Yeah, you know, I think he reeled them in. But I can tell you this, they also kicked his ass out to record “Simple Man.” [Laughs] You know, they had their ups and downs. But I think he gave them their big break with Sounds of the South. I think they all looked up to Kooper and they wanted to do a good job and make the best record that they could. Thank God Neil Young put down Alabama and they wrote a song called “Sweet Home Alabama.” [Laughs] Because it’s still here today and it will be around a lot longer!

Lynyrd Skynyrd has been back in the the headlines over the summer with the whole controversy about the Confederate flag. Where are you guys at with that whole thing?

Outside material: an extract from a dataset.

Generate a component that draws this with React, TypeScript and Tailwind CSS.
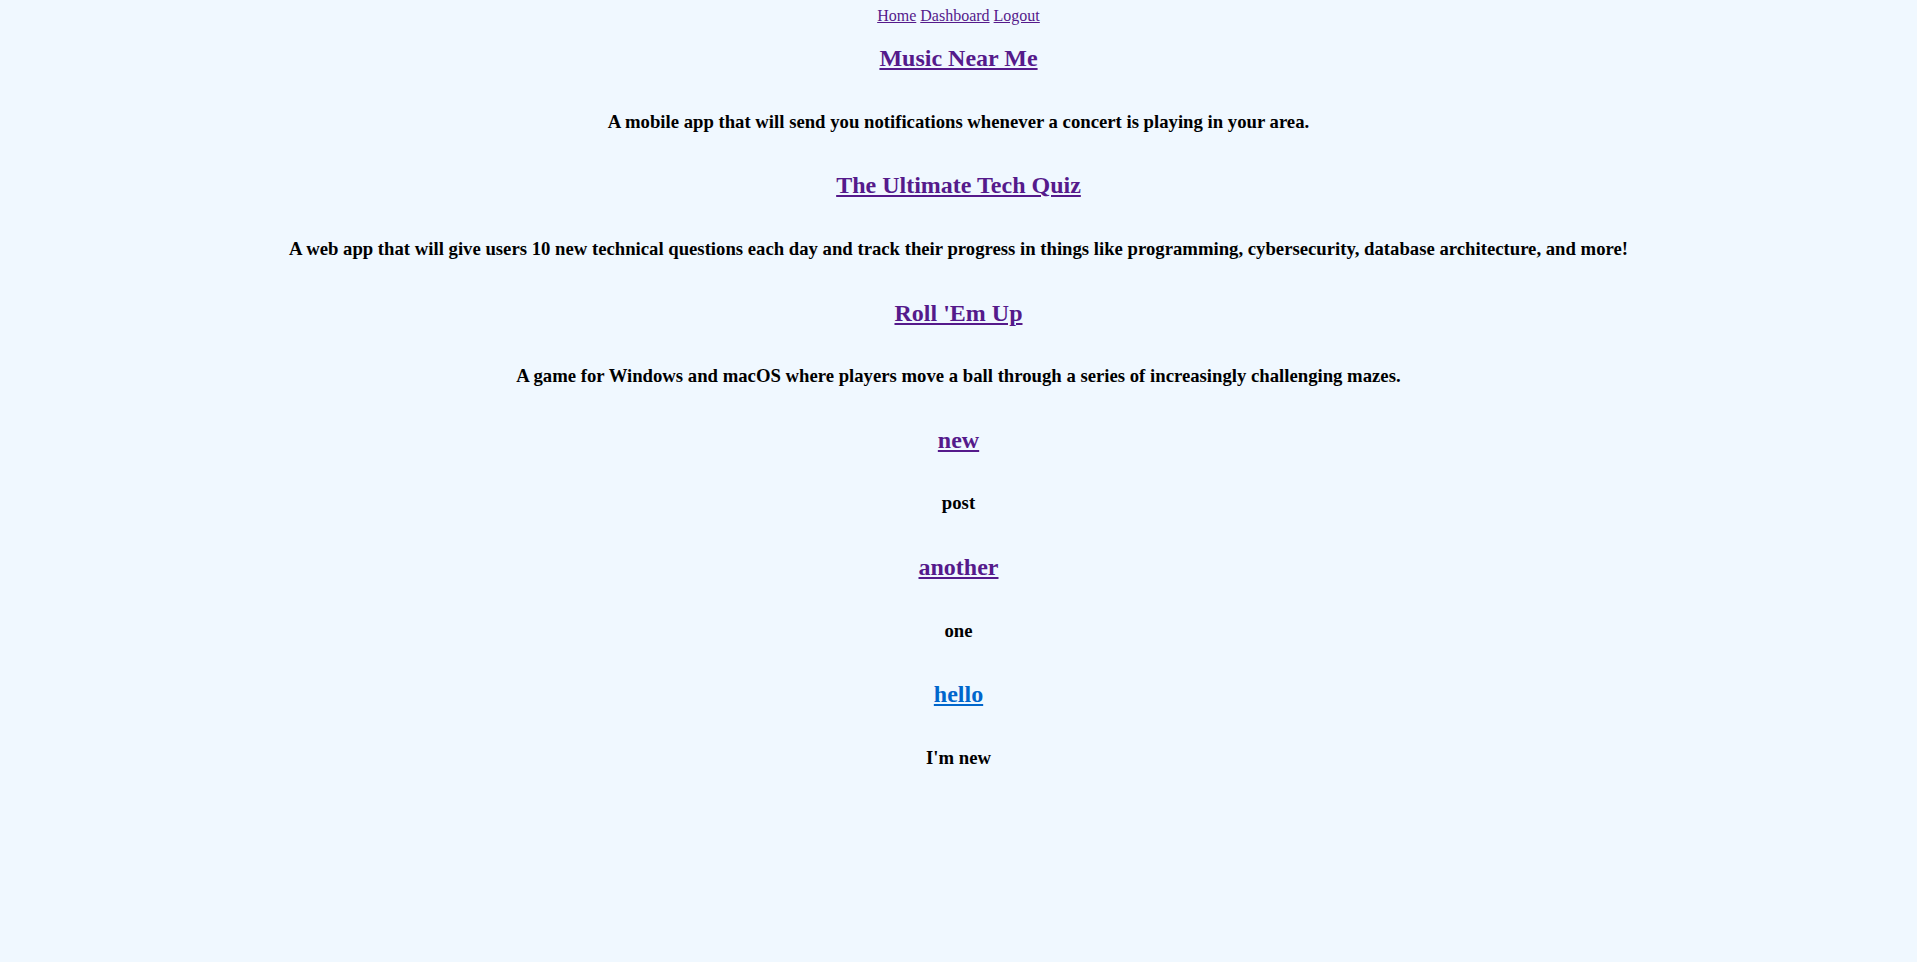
const posts = [
    { title: "Music Near Me", body: "A mobile app that will send you notifications whenever a concert is playing in your area.", visited: true },
    { title: "The Ultimate Tech Quiz", body: "A web app that will give users 10 new technical questions each day and track their progress in things like programming, cybersecurity, database architecture, and more!", visited: true },
    { title: "Roll 'Em Up", body: "A game for Windows and macOS where players move a ball through a series of increasingly challenging mazes.", visited: true },
    { title: "new", body: "post", visited: true },
    { title: "another", body: "one", visited: true },
    { title: "hello", body: "I'm new", visited: false },
];

export default function App() {
    return (
        <div className="min-h-screen flex flex-col bg-[#f0f8ff] pt-[7px] text-black font-['Liberation_Serif','Times_New_Roman',serif]">
            <nav className="text-center text-[16px] leading-[18px]">
                <a href="#" className="underline text-[#551a8b]">Home</a>{" "}
                <a href="#" className="underline text-[#551a8b]">Dashboard</a>{" "}
                <a href="#" className="underline text-[#551a8b]">Logout</a>
            </nav>
            {
                posts.map((post) => (
                    <div className="flex flex-col gap-[38.6px] py-[19.3px] text-center" key={post.title}>
                        <h2 className="text-[24px] leading-[28px] font-bold">
                            <a
                                href="#"
                                className={post.visited ? "underline text-[#551a8b]" : "underline text-[#0066cc]"}
                            >
                                {post.title}
                            </a>
                        </h2>
                        <h3 className="text-[18.72px] leading-[22px] font-bold">{post.body}</h3>
                    </div>
                ))
            }
        </div>
    )
}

You know, Gary said on CNN, “Oh, well, we’re not going to use it anymore. We don’t want to offend nobody.” Surely, we don’t want to offend nobody, hey, man. But it is part of our history. I mean, we’re from the South. Yes the flag has been associated with bad things and yes, that guy that shot those poor folks in Charleston, you know, there’s something wrong with the guy -- he’s mentally ill.

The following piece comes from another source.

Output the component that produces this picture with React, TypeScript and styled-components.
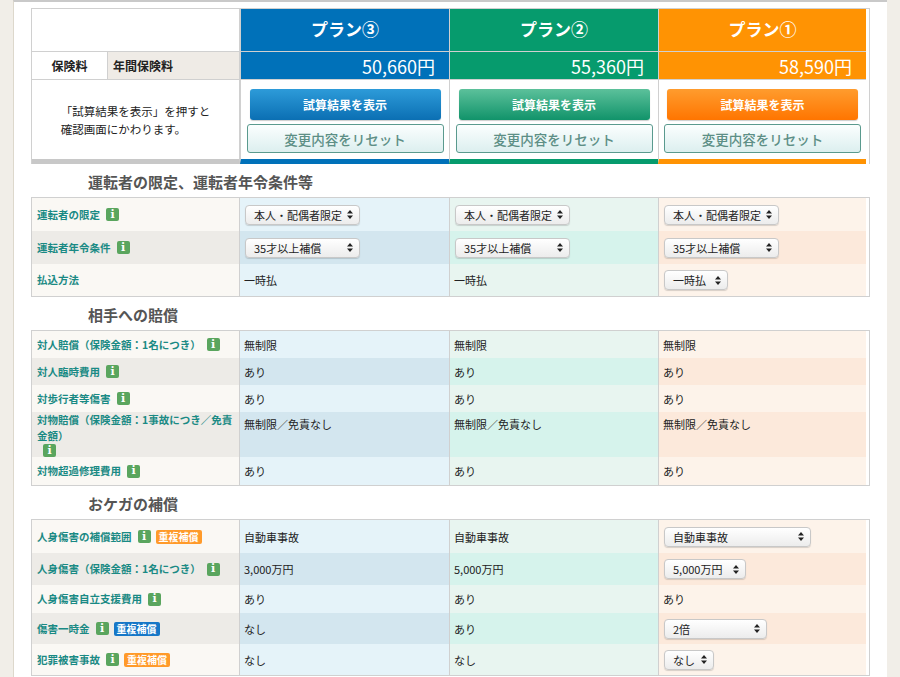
import React from "react";
import styled, { createGlobalStyle } from "styled-components";

const Global = createGlobalStyle`
  html, body { margin: 0; padding: 0; background: #f1eee8; }
  body { font-family: "Noto Sans CJK JP", "Liberation Sans", sans-serif; color: #222; }
`;

type Plan = "p3" | "p2" | "p1";
const main: Record<Plan, string> = { p3: "#0071b9", p2: "#069b6d", p1: "#ff9303" };
const grad: Record<Plan, [string, string]> = {
  p3: ["#2d9bd9", "#0b6fb3"],
  p2: ["#5cc19b", "#11936a"],
  p1: ["#ff9c2e", "#ff7500"],
};
const cellBg: Record<Plan, [string, string]> = {
  p3: ["#e5f3f9", "#d3e6ef"],
  p2: ["#e8f5f0", "#d6f3ec"],
  p1: ["#fdf3ea", "#fce9db"],
};
const plans: Plan[] = ["p3", "p2", "p1"];
const cols = "208px 209px 209px 208px";

const Page = styled.div`
  margin: 0 13px;
  background: #fff;
  border-left: 1px solid #ddd8cc;
  border-top: 2px solid #c9c9c9;
  min-height: 677px;
  padding: 6px 17px 0 17px;
`;
const Grid = styled.div`
  display: grid;
  grid-template-columns: ${cols};
  border: 1px solid #d0d0d0;
  border-bottom: none;
`;
const Blank = styled.div`
  border-right: 1px solid #d0d0d0;
  border-bottom: 1px solid #d0d0d0;
  background: #fff;
`;
const PlanHead = styled.div<{ $p: Plan }>`
  height: 43px;
  background: ${(p) => main[p.$p]};
  color: #fff;
  font-size: 17px;
  font-weight: 700;
  display: flex;
  align-items: center;
  justify-content: center;
  padding-bottom: 4px;
  box-sizing: border-box;
  border-left: 1px solid #d0d0d0;
  border-bottom: 1px solid #d0d0d0;
`;
const PremiumRow = styled.div`
  display: grid;
  grid-template-columns: 75px 1fr;
  border-right: 1px solid #d0d0d0;
  border-bottom: 1px solid #d0d0d0;
  font-size: 12px;
  font-weight: 700;
`;
const PremiumCell = styled.div<{ $bg: string; $center?: boolean }>`
  background: ${(p) => p.$bg};
  display: flex;
  align-items: center;
  justify-content: ${(p) => (p.$center ? "center" : "flex-start")};
  padding-left: ${(p) => (p.$center ? 0 : "5px")};
  border-left: ${(p) => (p.$center ? "none" : "1px solid #d0d0d0")};
`;
const Price = styled.div<{ $p: Plan }>`
  height: 27px;
  background: ${(p) => main[p.$p]};
  color: #fff;
  font-size: 18px;
  display: flex;
  align-items: center;
  justify-content: flex-end;
  padding-right: 14px;
  border-left: 1px solid #d0d0d0;
  border-bottom: 1px solid #d0d0d0;
`;
const Note = styled.div`
  border-right: 1px solid #d0d0d0;
  border-bottom: 5px solid #c8c8c8;
  font-size: 11.5px;
  line-height: 18px;
  display: flex;
  align-items: center;
  justify-content: center;
  height: 84px;
  box-sizing: border-box;
`;
const BtnCell = styled.div<{ $p: Plan }>`
  border-bottom: 5px solid ${(p) => main[p.$p]};
  border-left: 1px solid #d0d0d0;
  height: 84px;
  box-sizing: border-box;
  display: flex;
  flex-direction: column;
  align-items: center;
  gap: 4px;
  padding-top: 9px;
`;
const ShowBtn = styled.div<{ $p: Plan }>`
  width: 191px;
  height: 31px;
  border-radius: 3px;
  background: linear-gradient(${(p) => grad[p.$p][0]}, ${(p) => grad[p.$p][1]});
  color: #fff;
  font-weight: 700;
  font-size: 12px;
  display: flex;
  align-items: center;
  justify-content: center;
  box-shadow: 0 1px 1px rgba(0,0,0,0.2);
`;
const ResetBtn = styled.div`
  width: 195px;
  height: 27px;
  border: 1px solid #5a9a8e;
  border-radius: 3px;
  background: linear-gradient(#fbfefe, #dcefef);
  color: #5d8f86;
  font-size: 13.5px;
  font-weight: 500;
  display: flex;
  align-items: center;
  justify-content: center;
`;
const SectionTitle = styled.div`
  font-size: 15px;
  font-weight: 700;
  color: #555;
  padding: 7px 0 5px 57px;
`;
const Table = styled.div`
  display: grid;
  grid-template-columns: ${cols};
  border: 1px solid #d0d0d0;
`;
const Label = styled.div<{ $alt: boolean; $h: number }>`
  background: ${(p) => (p.$alt ? "#edebe7" : "#faf8f4")};
  min-height: ${(p) => p.$h}px;
  color: #1a8a84;
  font-weight: 700;
  font-size: 10.5px;
  line-height: 16px;
  padding: 0 5px;
  display: flex;
  align-items: center;
  flex-wrap: wrap;
  border-right: 1px solid #d0d0d0;
`;
const Cell = styled.div<{ $p: Plan; $alt: boolean; $top?: boolean }>`
  background: ${(p) => cellBg[p.$p][p.$alt ? 1 : 0]};
  font-size: 11px;
  padding: ${(p) => (p.$top ? "4px 4px 0" : "0 4px")};
  display: flex;
  align-items: ${(p) => (p.$top ? "flex-start" : "center")};
  border-left: ${(p) => (p.$p === "p3" ? "none" : "1px solid #d0d0d0")};
`;
const Info = styled.span`
  display: inline-flex;
  width: 13px;
  height: 13px;
  background: #5aa55e;
  border-radius: 2px;
  color: #fff;
  font-size: 11px;
  font-family: "DejaVu Serif", serif;
  font-weight: 700;
  align-items: center;
  justify-content: center;
  margin-left: 6px;
`;
const Badge = styled.span<{ $blue?: boolean }>`
  display: inline-flex;
  align-items: center;
  height: 14px;
  padding: 0 3px;
  margin-left: 5px;
  border-radius: 2px;
  font-size: 10px;
  color: #fff;
  background: ${(p) => (p.$blue ? "#1677c7" : "#ff9a2a")};
`;
const Select = styled.div<{ $w: number }>`
  width: ${(p) => p.$w}px;
  height: 20px;
  box-sizing: border-box;
  border: 1px solid #c8c8c8;
  border-radius: 4px;
  background: linear-gradient(#ffffff, #ececec);
  box-shadow: 0 1px 1px rgba(0,0,0,0.15);
  font-size: 11px;
  display: flex;
  align-items: center;
  justify-content: space-between;
  padding: 0 6px 0 8px;
  margin-left: 1px;
`;
const Arrows = () => (
  <svg width="6" height="9" viewBox="0 0 6 9">
    <path d="M0 3.5L3 0 6 3.5zM0 5.5L3 9 6 5.5z" fill="#222" />
  </svg>
);

type V = string | { sel: string; w: number };
type Row = { label: React.ReactNode; h: number; vals: [V, V, V]; top?: boolean };

const S = (sel: string, w: number) => ({ sel, w });

const sections: { title: string; rows: Row[] }[] = [
  {
    title: "運転者の限定、運転者年令条件等",
    rows: [
      { label: <>運転者の限定<Info>i</Info></>, h: 33, vals: [S("本人・配偶者限定", 115), S("本人・配偶者限定", 115), S("本人・配偶者限定", 115)] },
      { label: <>運転者年令条件<Info>i</Info></>, h: 33, vals: [S("35才以上補償", 115), S("35才以上補償", 115), S("35才以上補償", 115)] },
      { label: <>払込方法</>, h: 32, vals: ["一時払", "一時払", S("一時払", 64)] },
    ],
  },
  {
    title: "相手への賠償",
    rows: [
      { label: <>対人賠償（保険金額：1名につき）<Info>i</Info></>, h: 27, vals: ["無制限", "無制限", "無制限"] },
      { label: <>対人臨時費用<Info>i</Info></>, h: 27, vals: ["あり", "あり", "あり"] },
      { label: <>対歩行者等傷害<Info>i</Info></>, h: 27, vals: ["あり", "あり", "あり"] },
      { label: <>対物賠償（保険金額：1事故につき／免責金額）<Info>i</Info></>, h: 42, top: true, vals: ["無制限／免責なし", "無制限／免責なし", "無制限／免責なし"] },
      { label: <>対物超過修理費用<Info>i</Info></>, h: 28, vals: ["あり", "あり", "あり"] },
    ],
  },
  {
    title: "おケガの補償",
    rows: [
      { label: <>人身傷害の補償範囲<Info>i</Info><Badge>重複補償</Badge></>, h: 33, vals: ["自動車事故", "自動車事故", S("自動車事故", 147)] },
      { label: <>人身傷害（保険金額：1名につき）<Info>i</Info></>, h: 32, vals: ["3,000万円", "5,000万円", S("5,000万円", 82)] },
      { label: <>人身傷害自立支援費用<Info>i</Info></>, h: 28, vals: ["あり", "あり", "あり"] },
      { label: <>傷害一時金<Info>i</Info><Badge $blue>重複補償</Badge></>, h: 31, vals: ["なし", "あり", S("2倍", 103)] },
      { label: <>犯罪被害事故<Info>i</Info><Badge>重複補償</Badge></>, h: 31, vals: ["なし", "なし", S("なし", 50)] },
    ],
  },
];

export default function App() {
  return (
    <>
      <Global />
      <Page>
        <Grid>
          <Blank />
          {plans.map((p, i) => (
            <PlanHead key={p} $p={p}>プラン{["③", "②", "①"][i]}</PlanHead>
          ))}
          <PremiumRow>
            <PremiumCell $bg="#fff" $center>保険料</PremiumCell>
            <PremiumCell $bg="#efebe6">年間保険料</PremiumCell>
          </PremiumRow>
          {plans.map((p, i) => (
            <Price key={p} $p={p}>{["50,660円", "55,360円", "58,590円"][i]}</Price>
          ))}
          <Note>
            <div>「試算結果を表示」を押すと<br />確認画面にかわります。</div>
          </Note>
          {plans.map((p) => (
            <BtnCell key={p} $p={p}>
              <ShowBtn $p={p}>試算結果を表示</ShowBtn>
              <ResetBtn>変更内容をリセット</ResetBtn>
            </BtnCell>
          ))}
        </Grid>
        {sections.map((s) => (
          <div key={s.title}>
            <SectionTitle>{s.title}</SectionTitle>
            <Table>
              {s.rows.map((r, ri) => (
                <React.Fragment key={ri}>
                  <Label $alt={ri % 2 === 1} $h={r.h}>{r.label}</Label>
                  {r.vals.map((v, vi) => (
                    <Cell key={vi} $p={plans[vi]} $alt={ri % 2 === 1} $top={r.top}>
                      {typeof v === "string" ? v : (
                        <Select $w={v.w}><span>{v.sel}</span><Arrows /></Select>
                      )}
                    </Cell>
                  ))}
                </React.Fragment>
              ))}
            </Table>
          </div>
        ))}
      </Page>
    </>
  );
}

Unfortunately, he had a rebel flag [that some people associate with] racism and that made him a racist. But you know, my heart goes out to the families there and everything, but you can’t erase history. I don’t think you can erase history. But we’re not here to offend nobody, I mean, hey, I just mentioned B.B. King. My favorite singers in the world have been black singers and you can go to any church and hear the best singers in the world -- and I’m a singer and I love singing!

This band, I don’t know if you’ve heard of Keb ‘Mo, but man, we love him and his music. So we’re about as un-racist as can be and because we’ve used the rebel flag for “Sweet Home Alabama,” because it was a symbol of Alabama and that’s what we’ve used it for. A lot of people look at us as being racist, but I can tell you that from us, we’re not and surely, you know, we don’t want to offend any of our fans that love the flag too. So we’re on a tightrope here. We’re not saying that we would never use it again -- I don’t know, but for right now, we kind of put it on the back shelf to not offend people. But I think, you know, you can’t erase history.